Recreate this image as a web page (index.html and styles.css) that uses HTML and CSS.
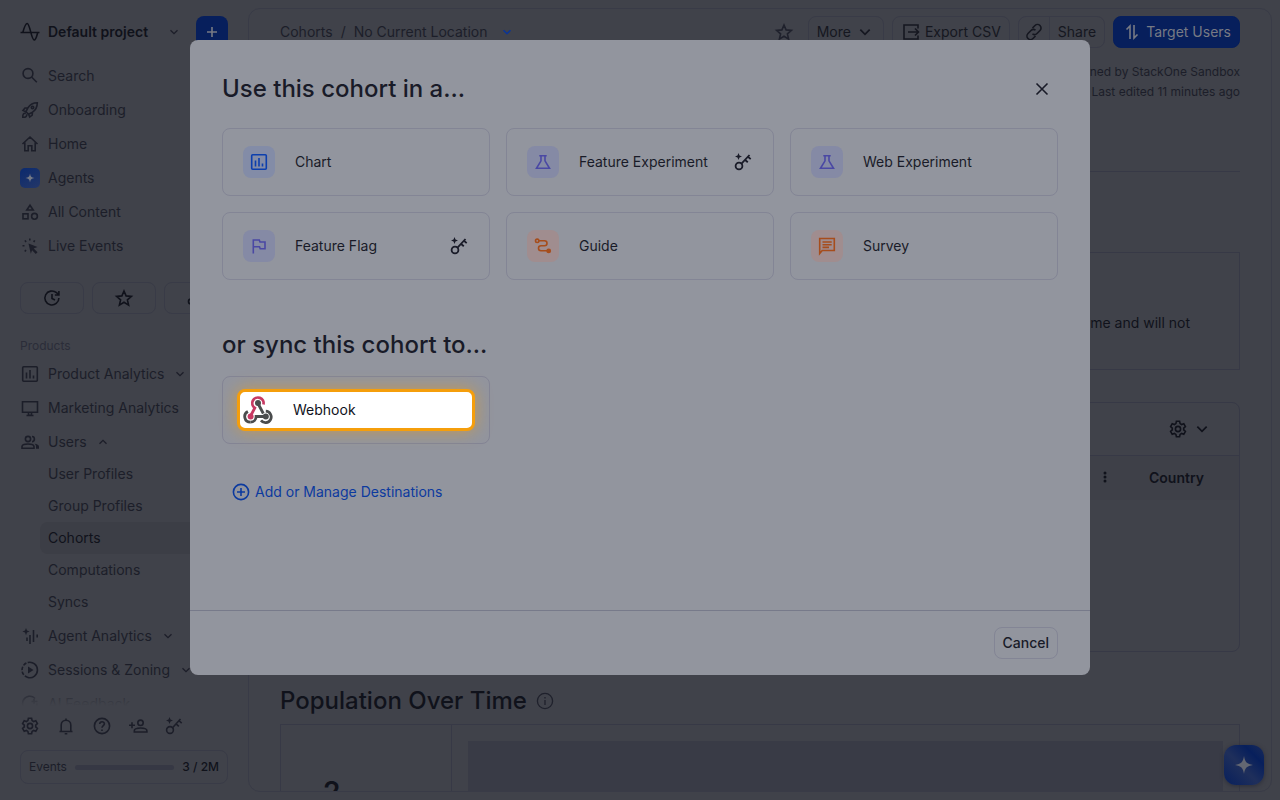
FILE: index.html
```html
<!DOCTYPE html>
<html lang="en">
<head>
    <meta charset="UTF-8">
    <meta name="viewport" content="width=device-width, initial-scale=1.0">
    <title>No Current Location - Cohorts</title>
    <link rel="stylesheet" href="styles.css">
</head>
<body>
    <!-- Shared icons -->
    <svg class="sprite" aria-hidden="true">
        <symbol id="chevron" viewBox="0 0 12 12"><path d="M2.5 4.2 6 7.7l3.500-3.500"/></symbol>
        <symbol id="chart" viewBox="0 0 20 20"><rect x="2.700" y="2.700" width="14.600" height="14.600" rx="1"/><path d="M6.500 8.500v6M10 6v8.500M13.500 11.500v3"/></symbol>
        <symbol id="flask" viewBox="0 0 20 20"><path d="M6.300 3.700h7.400M8 4v4.800L3.500 16.300h13L12 8.800V4"/></symbol>
        <symbol id="key" viewBox="0 0 20 20"><circle cx="6" cy="14" r="3.400"/><path d="M8.500 11.700 16.500 3M14.700 4.500l3 2.600M11.800 7.700l3 2.600"/><path class="solid" d="m5.500 1 1 2.500 2.500 1-2.500 1-1 2.500-1-2.500-2.500-1 2.500-1z"/></symbol>
        <symbol id="gear" viewBox="0 0 20 20"><path d="M8.400 2.300h3.200l.5 2.300 1.500.9 2.200-.8 1.600 2.800-1.700 1.600v1.800l1.700 1.600-1.600 2.800-2.200-.8-1.500.9-.5 2.300H8.400l-.5-2.300-1.500-.9-2.200.8-1.600-2.800 1.700-1.600V9.100L2.600 7.500l1.600-2.800 2.200.8 1.500-.9z"/><circle cx="10" cy="10" r="2.600"/></symbol>
        <symbol id="star" viewBox="0 0 20 20"><path d="m10 3 2.100 4.900 5.300.5-4 3.500 1.200 5.200-4.600-2.800-4.600 2.800 1.200-5.200-4-3.500 5.300-.5z"/></symbol>
        <symbol id="spark" viewBox="0 0 20 20"><path class="solid" d="M10 1c.9 6 2.900 8.100 9 9-6.100.9-8.100 3-9 9-.9-6-2.900-8.100-9-9 6.100-.9 8.100-3 9-9z"/></symbol>
    </svg>

    <div class="app">
        <aside class="sidebar">
            <div class="project">
                <button class="project-name">
                    <svg class="icon" viewBox="0 0 20 20"><path d="M.5 10.500h19M2.800 10.500C4.300 5 5.500 1.500 7.200 1.500c2.700 0 4.200 16.500 7 16.500 1.700 0 2.600-4 3.400-7"/></svg>
                    <span>Default project</span>
                    <svg class="chev"><use href="#chevron"/></svg>
                </button>
                <button class="add" aria-label="Create">
                    <svg class="icon-sm" viewBox="0 0 16 16"><path d="M8 3v10M3 8h10"/></svg>
                </button>
            </div>

            <nav class="nav">
                <a href="#"><svg class="icon" viewBox="0 0 20 20"><circle cx="8" cy="7.500" r="4.900"/><path d="m11.800 11.300 5 5"/></svg>Search</a>
                <a href="#"><svg class="icon" viewBox="0 0 20 20"><path d="M17.300 2.700c-4 0-7 1.400-9.300 5l-2 4 2.500 2.500 4-2c3.500-2.500 4.800-5.500 4.800-9.500zM8 7.700l-3 .2-2 2.500 3 1.300M12.500 12l-.3 3-2.500 2-1.200-3M5.800 13.500c-2-.8-3.300 1-3 3.800 2.800.2 4.500-1 3.800-3"/><circle cx="12.500" cy="7.500" r="1.200"/></svg>Onboarding</a>
                <a href="#"><svg class="icon" viewBox="0 0 20 20"><path d="M2.500 10 10 3l7.500 7M4.800 8.500v8.200h3.400v-5h3.600v5h3.400V8.500"/></svg>Home</a>
                <a href="#"><span class="agent-badge"><svg><use href="#spark"/></svg></span>Agents</a>
                <a href="#"><svg class="icon" viewBox="0 0 20 20"><path d="M10 3.200 13.200 8H6.800z"/><rect x="3" y="11.800" width="5" height="5"/><circle cx="14.500" cy="14.300" r="2.900"/></svg>All Content</a>
                <a href="#"><svg class="icon" viewBox="0 0 20 20"><path class="solid" d="m8.500 7.500 9 3.500-3.800 1.500 3.800 3.700-1.700 1.800-3.700-3.800-1.300 3.500z"/><path d="M9.800 2.500v2M5 4.300l1 1.700M14.700 4.300l-1 1.700M2.500 9.800h2M4.800 15.500 6 14"/></svg>Live Events</a>
            </nav>

            <div class="quick">
                <button aria-label="Recent"><svg class="icon" viewBox="0 0 20 20"><path d="M16.900 10A7 7 0 1 1 14.500 4.700l2 1.800M16.900 3v4h-4M10 6v4.500l3 1.500"/></svg></button>
                <button aria-label="Favorites"><svg class="icon"><use href="#star"/></svg></button>
                <button aria-label="Owned by me"><svg class="icon" viewBox="0 0 20 20"><circle cx="5" cy="13.500" r="2.500"/><circle cx="12" cy="6" r="2.500"/></svg></button>
            </div>

            <div class="products">
                <div class="label">Products</div>
                <nav class="nav">
                    <a href="#"><svg class="icon"><use href="#chart"/></svg>Product Analytics<svg class="chev"><use href="#chevron"/></svg></a>
                    <a href="#"><svg class="icon" viewBox="0 0 20 20"><path d="M2.500 3.700h15v10.500h-15zM8.500 14.500v2.800h3v-2.800M6.500 17.500h7"/></svg>Marketing Analytics</a>
                    <a href="#"><svg class="icon" viewBox="0 0 20 20"><circle cx="8" cy="7" r="2.600"/><path d="M2 16.200v-1.600c0-1.700 3.400-2.600 6-2.600s6 .9 6 2.600v1.600zM12 4.500c3.200 0 3.200 5.200 0 5.200"/><path class="solid" d="M14.500 11.800c2.600.3 4.500 1.300 4.500 3v2h-3v-2.500c0-1-.6-1.800-1.500-2.500z"/></svg>Users<svg class="chev up"><use href="#chevron"/></svg></a>
                    <div class="subnav">
                        <a href="#">User Profiles</a>
                        <a href="#">Group Profiles</a>
                        <a href="#" class="active">Cohorts</a>
                        <a href="#">Computations</a>
                        <a href="#">Syncs</a>
                    </div>
                    <a href="#"><svg class="icon" viewBox="0 0 20 20"><path d="M7 11.500v3.500M10 9v9M13.500 4v12M17.200 8.500v3"/><path class="solid" d="m6 2 1 2.600 2.600 1-2.600 1L6 9.200l-1-2.600-2.600-1 2.600-1z"/></svg>Agent Analytics<svg class="chev"><use href="#chevron"/></svg></a>
                    <a href="#"><svg class="icon" viewBox="0 0 20 20"><path d="M8 2.500a7.700 7.700 0 1 1 0 15"/><path stroke-dasharray="3.500 1.500" d="M8 17.500a7.700 7.700 0 0 1 0-15"/><path class="solid" d="m8 6.500 5.500 3.500L8 13.500z"/></svg>Sessions &amp; Zoning<svg class="chev"><use href="#chevron"/></svg></a>
                    <a href="#"><svg class="icon" viewBox="0 0 20 20"><path d="M15 4.500a7.200 7.200 0 1 0 2 5M14 5v5M11.500 7.500h6"/></svg>AI Feedback</a>
                </nav>
            </div>

            <div class="tools">
                <button aria-label="Settings"><svg class="icon"><use href="#gear"/></svg></button>
                <button aria-label="Notifications"><svg class="icon" viewBox="0 0 20 20"><path d="M3.500 15.500h13M5.200 15.500V9a4.800 4.800 0 0 1 9.600 0v6.500M10 2.500v2M8.700 17.700h2.600"/></svg></button>
                <button aria-label="Help"><svg class="icon" viewBox="0 0 20 20"><circle cx="10" cy="10" r="7.600"/><path d="M7.700 8c.2-3.200 4.800-2.800 4.700-.2 0 1.700-2.400 1.900-2.400 4M10 13.400V15"/></svg></button>
                <button aria-label="Invite"><svg class="icon" viewBox="0 0 20 20"><circle cx="12.500" cy="6.800" r="2.700"/><path d="M6.300 16v-1.300c0-3.600 12.600-3.600 12.600 0V16zM4 6.200v6M1 9.200h6"/></svg></button>
                <button aria-label="Upgrade"><svg class="icon"><use href="#key"/></svg></button>
            </div>

            <div class="usage">
                <span>Events</span>
                <span class="usage-bar"></span>
                <span class="usage-count">3 / 2M</span>
            </div>
        </aside>

        <main class="panel">
            <div class="topbar">
                <div class="crumbs">
                    <a href="#">Cohorts</a><span>/</span><a href="#">No Current Location</a>
                    <svg class="chev blue"><use href="#chevron"/></svg>
                </div>
                <div class="actions">
                    <button class="plain" aria-label="Favorite"><svg class="icon"><use href="#star"/></svg></button>
                    <button class="btn">More <svg class="chev-lg"><use href="#chevron"/></svg></button>
                    <button class="btn"><svg class="icon" viewBox="0 0 20 20"><path d="M17 6.500V3H3v14h14v-3.500M7 10h10M14 6.500l3.500 3.500-3.500 3.500"/></svg>Export CSV</button>
                    <div class="split">
                        <button aria-label="Copy link"><svg class="icon" viewBox="0 0 20 20"><path d="m8.500 6 2.500-2.500a3.400 3.400 0 0 1 5 5L13 11.500a3.400 3.400 0 0 1-4.500.3M11.500 14 9 16.500a3.400 3.400 0 0 1-5-5L7 8.500a3.400 3.400 0 0 1 4.500-.3"/></svg></button>
                        <button>Share</button>
                    </div>
                    <button class="btn primary"><svg class="icon" viewBox="0 0 20 20"><path d="M8 17V4L4.500 7.500M12 3v13l3.500-3.500"/></svg>Target Users</button>
                </div>
            </div>

            <div class="meta">
                <div>Owned by StackOne Sandbox</div>
                <div>Last edited 11 minutes ago</div>
            </div>

            <div class="notice">This cohort is static: it was captured at one time and will not</div>

            <section class="members">
                <div class="members-bar">
                    <button aria-label="Table settings"><svg class="icon"><use href="#gear"/></svg><svg class="chev-lg"><use href="#chevron"/></svg></button>
                </div>
                <table>
                    <thead>
                        <tr>
                            <th><svg class="dots" viewBox="0 0 4 12"><circle cx="2" cy="2" r="1.500"/><circle cx="2" cy="6" r="1.500"/><circle cx="2" cy="10" r="1.500"/></svg></th>
                            <th class="country">Country</th>
                        </tr>
                    </thead>
                </table>
            </section>

            <h2>Population Over Time <svg class="icon" viewBox="0 0 20 20"><circle cx="10" cy="10" r="7.600"/><path d="M10 9v5M10 6v1.500"/></svg></h2>
            <section class="population">
                <div class="count">2</div>
                <div class="plot"></div>
            </section>
        </main>
    </div>

    <button class="assistant" aria-label="Ask the assistant"><svg><use href="#spark"/></svg></button>

    <div class="overlay">
        <div class="modal" role="dialog" aria-labelledby="modal-title">
            <div class="modal-body">
                <div class="modal-head">
                    <h2 id="modal-title">Use this cohort in a...</h2>
                    <button aria-label="Close"><svg class="icon" viewBox="0 0 20 20"><path d="m4.500 4.500 11 11M15.500 4.500l-11 11"/></svg></button>
                </div>
                <div class="cards">
                    <button class="card"><span class="tile blue"><svg class="icon"><use href="#chart"/></svg></span>Chart</button>
                    <button class="card"><span class="tile violet"><svg class="icon"><use href="#flask"/></svg></span>Feature Experiment<svg class="icon key"><use href="#key"/></svg></button>
                    <button class="card"><span class="tile violet"><svg class="icon"><use href="#flask"/></svg></span>Web Experiment</button>
                    <button class="card"><span class="tile violet"><svg class="icon" viewBox="0 0 20 20"><path d="M4.300 17.500V4h6l.7 2h5v6.800h-4.800l-.7-2H4.500"/></svg></span>Feature Flag<svg class="icon key"><use href="#key"/></svg></button>
                    <button class="card"><span class="tile orange"><svg class="icon" viewBox="0 0 20 20"><circle cx="4.200" cy="4.800" r="1.700"/><path d="M6 4.800h5.500a2.500 2.500 0 0 1 0 5H8a2.500 2.500 0 0 0 0 5h6"/><circle class="solid" cx="15.700" cy="14.900" r="2.400"/></svg></span>Guide</button>
                    <button class="card"><span class="tile orange"><svg class="icon" viewBox="0 0 20 20"><path d="M2.700 17.500v-15h14.600v12H5.200zM5.500 6h9.200M5.500 8.700h9.200M5.500 11.400h6.500"/></svg></span>Survey</button>
                </div>

                <h2>or sync this cohort to...</h2>
                <div class="cards">
                    <button class="card sync">
                        <span class="spotlight">
                            <svg class="webhook" viewBox="0 0 30 30">
                                <path class="gray" d="M15 8.500 20.300 18.500M22.800 16.200a5.700 5.700 0 1 1-4.800 9.200M7.500 27.200a5.700 5.700 0 0 0 5.600-5.700h9"/>
                                <path class="gray" d="M7.500 27.200A5.700 5.700 0 0 1 4.900 16.400"/>
                                <path class="pink" d="M20.500 9.500A5.700 5.700 0 1 0 11.800 13L7.800 20.500"/>
                                <circle class="fill-gray" cx="15" cy="8" r="3"/>
                                <circle class="fill-pink" cx="7.600" cy="21.500" r="3"/>
                                <circle class="fill-gray" cx="22.800" cy="21.500" r="3"/>
                            </svg>
                            Webhook
                        </span>
                    </button>
                </div>
                <a href="#" class="manage"><svg class="icon" viewBox="0 0 20 20"><circle cx="10" cy="10" r="7.600"/><path d="M10 6v8M6 10h8"/></svg>Add or Manage Destinations</a>
            </div>
            <div class="modal-foot"><button class="cancel">Cancel</button></div>
        </div>
    </div>
</body>
</html>
```
FILE: styles.css
```css
* { box-sizing: border-box; }
body { font-family: Inter, sans-serif; font-size: 14px; line-height: 20px; font-weight: 400; margin: 0; background-color: #40424a; color: #1c1e29; overflow: hidden; }
button { font: inherit; color: inherit; background: none; border: none; padding: 0; cursor: pointer; }
a { color: inherit; text-decoration: none; }
h2 { margin: 0; font-size: 24px; line-height: 32px; font-weight: 500; }

/* icons */
svg { fill: none; stroke: currentColor; stroke-width: 1.6; flex: none; }
.sprite { position: absolute; width: 0; height: 0; }
.solid { fill: currentColor; stroke: none; }
.icon { width: 20px; height: 20px; }
.icon-sm { width: 16px; height: 16px; }
.chev { width: 12px; height: 12px; stroke-width: 1.3; }
.chev-lg { width: 20px; height: 16px; stroke-width: 1.3; }
.up { transform: rotate(180deg); }
.blue { color: #0b3596; }

.app { display: flex; height: 100vh; }

/* sidebar */
.sidebar { width: 248px; flex: none; display: flex; flex-direction: column; padding: 16px 20px; }
.project { display: flex; justify-content: space-between; gap: 16px; margin-bottom: 11px; }
.project-name { display: flex; flex: 1; align-items: center; gap: 8px; color: #10121b; font-weight: 600; }
.project-name .chev { margin-left: auto; color: #1c1e29; }
.add { display: flex; align-items: center; justify-content: center; width: 32px; height: 32px; border-radius: 8px; background: #071f5c; color: #777a84; }
.nav a { display: flex; align-items: center; gap: 8px; height: 34px; white-space: nowrap; }
.nav .chev { margin-left: 2px; }
.agent-badge { display: flex; align-items: center; justify-content: center; width: 20px; height: 20px; border-radius: 5px; background: linear-gradient(150deg, #0b2a6e, #243768); color: #747986; }
.agent-badge svg { width: 10px; height: 10px; }
.quick { display: flex; gap: 8px; margin: 19px 0 20px; color: #10121b; }
.quick button { flex: 1; display: flex; align-items: center; justify-content: center; height: 32px; border: 1px solid #393b47; border-radius: 8px; }
.products { position: relative; flex: 1; min-height: 0; overflow: hidden; }
.products::after { content: ""; position: absolute; inset: auto 0 0; height: 20px; background: linear-gradient(#40424a00, #40424a); }
.label { font-size: 12px; line-height: 23px; color: #2b2d39; }
.subnav { margin: -1px 0 1px 20px; }
.subnav a { height: 32px; padding-left: 8px; border-radius: 8px; }
.subnav .active { background: #3c3e46; color: #10121b; }
.tools { display: flex; gap: 16px; margin: 10px 0 14px; }
.tools button { display: flex; }
.usage { display: flex; align-items: center; gap: 8px; height: 34px; padding: 0 8px; border: 1px solid #393b47; border-radius: 8px; font-size: 12px; }
.usage-bar { flex: 1; height: 5px; border-radius: 3px; background: #363844; }
.usage-count { color: #10121b; font-weight: 500; }

/* page */
.panel { flex: 1; min-width: 0; margin: 8px 8px 8px 0; padding: 7px 31px 0; border: 1px solid #393b47; border-radius: 12px; overflow: hidden; }
.topbar { display: flex; align-items: center; justify-content: space-between; }
.crumbs { display: flex; align-items: center; gap: 8px; }
.crumbs .chev { margin-left: 6px; stroke-width: 1.6; }
.actions { display: flex; gap: 8px; color: #151720; }
.plain { display: flex; align-items: center; margin-right: 6px; color: #1f212c; }
.btn { display: flex; align-items: center; gap: 4px; height: 32px; padding: 0 8px; border: 1px solid #393b47; border-radius: 8px; }
.split { display: flex; border: 1px solid #393b47; border-radius: 8px; }
.split button { display: flex; align-items: center; padding: 0 8px; }
.split button:first-child { padding: 0 5px; border-right: 1px solid #393b47; }
.primary { background: #071f5c; border-color: #071f5c; color: #777a84; }
.meta { padding: 14px 0 69px; border-bottom: 1px solid #373946; text-align: right; font-size: 12px; }
.notice { margin-top: 80px; padding: 60px 49px 36px; border: 1px solid #373946; text-align: right; color: #10121b; }
.members { min-height: 250px; margin-top: 32px; border: 1px solid #373946; border-radius: 8px; color: #10121b; }
.members-bar { display: flex; justify-content: flex-end; align-items: center; height: 52px; padding-right: 27px; }
.members-bar button { display: flex; align-items: center; gap: 4px; }
.members table { width: 100%; border-collapse: collapse; border-top: 1px solid #373946; background: #3e4048; }
.members th { height: 44px; padding: 0; text-align: right; font-weight: 600; }
.members .country { width: 130px; padding-left: 40px; text-align: left; }
.dots { width: 4px; height: 12px; margin-right: 2px; fill: currentColor; stroke: none; }
.panel h2 { display: flex; align-items: center; gap: 8px; margin-top: 33px; color: #10121b; }
.panel h2 .icon { color: #1f212c; stroke-width: 1.3; }
.population { display: flex; height: 200px; margin-top: 7px; border: 1px solid #373946; }
.count { width: 171px; padding: 51px 0 0 42px; border-right: 1px solid #373946; color: #10121b; font-size: 28px; line-height: 32px; font-weight: 600; }
.plot { flex: 1; margin: 16px 16px 0; background: #393b46; }
.assistant { position: fixed; right: 16px; bottom: 15px; display: flex; align-items: center; justify-content: center; width: 40px; height: 40px; border-radius: 12px; background: linear-gradient(45deg, #071f5c, #1f2f5b 45%, #071f5c 75%, #1a2b58); color: #636772; box-shadow: 0 1px 4px #2b2d39; }
.assistant svg { width: 20px; height: 20px; }

/* modal */
.overlay { position: fixed; inset: 0; display: flex; justify-content: center; align-items: flex-start; padding: 40px; }
.modal { width: 100%; max-width: 900px; border-radius: 8px; background: #92959e; color: #191b28; }
.modal-body { min-height: 570px; padding: 33px 32px 32px; }
.modal-head { display: flex; align-items: center; justify-content: space-between; margin-bottom: 23px; }
.modal-head button { display: flex; padding: 6px; }
.cards { display: grid; grid-template-columns: repeat(3, 1fr); gap: 16px; }
.cards + h2 { margin: 49px 0 15px; }
.card { display: flex; align-items: center; gap: 20px; height: 68px; padding: 0 20px; border: 1px solid #838595; border-radius: 8px; text-align: left; }
.card .key { margin-left: auto; stroke-width: 1.8; }
.tile { display: flex; align-items: center; justify-content: center; width: 32px; height: 32px; border-radius: 8px; }
.tile.blue { background: #838ca7; color: #0c3fae; }
.tile.violet { background: #858aa5; color: #4a48a4; }
.tile.orange { background: #a08d8f; color: #a64d1c; }
.sync { padding: 0 14px; }
.spotlight { display: flex; flex: 1; align-items: center; gap: 20px; height: 42px; padding: 0 3px; border: 3px solid #f59e0b; border-radius: 8px; background: #fff; color: #10121b; box-shadow: 0 0 16px #f59e0b88; }
.webhook { width: 30px; height: 30px; stroke-width: 2.8; }
.webhook .gray { stroke: #4a4c4d; }
.webhook .pink { stroke: #c73a63; }
.fill-gray { fill: #4a4c4d; stroke: none; }
.fill-pink { fill: #c73a63; stroke: none; }
.manage { display: inline-flex; align-items: center; gap: 4px; margin: 38px 0 0 9px; color: #0c3a9f; }
.modal-foot { display: flex; justify-content: flex-end; padding: 16px 32px; border-top: 1px solid #777a8a; }
.cancel { height: 32px; padding: 0 8px; border: 1px solid #838595; border-radius: 8px; font-weight: 500; }
```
--------------------------------
• EXERCISE
Pick out each line containing "page" and report it.

• IN RESPONSE
Recreate this image as a web page (index.html and styles.css) that uses HTML and CSS.
/* page */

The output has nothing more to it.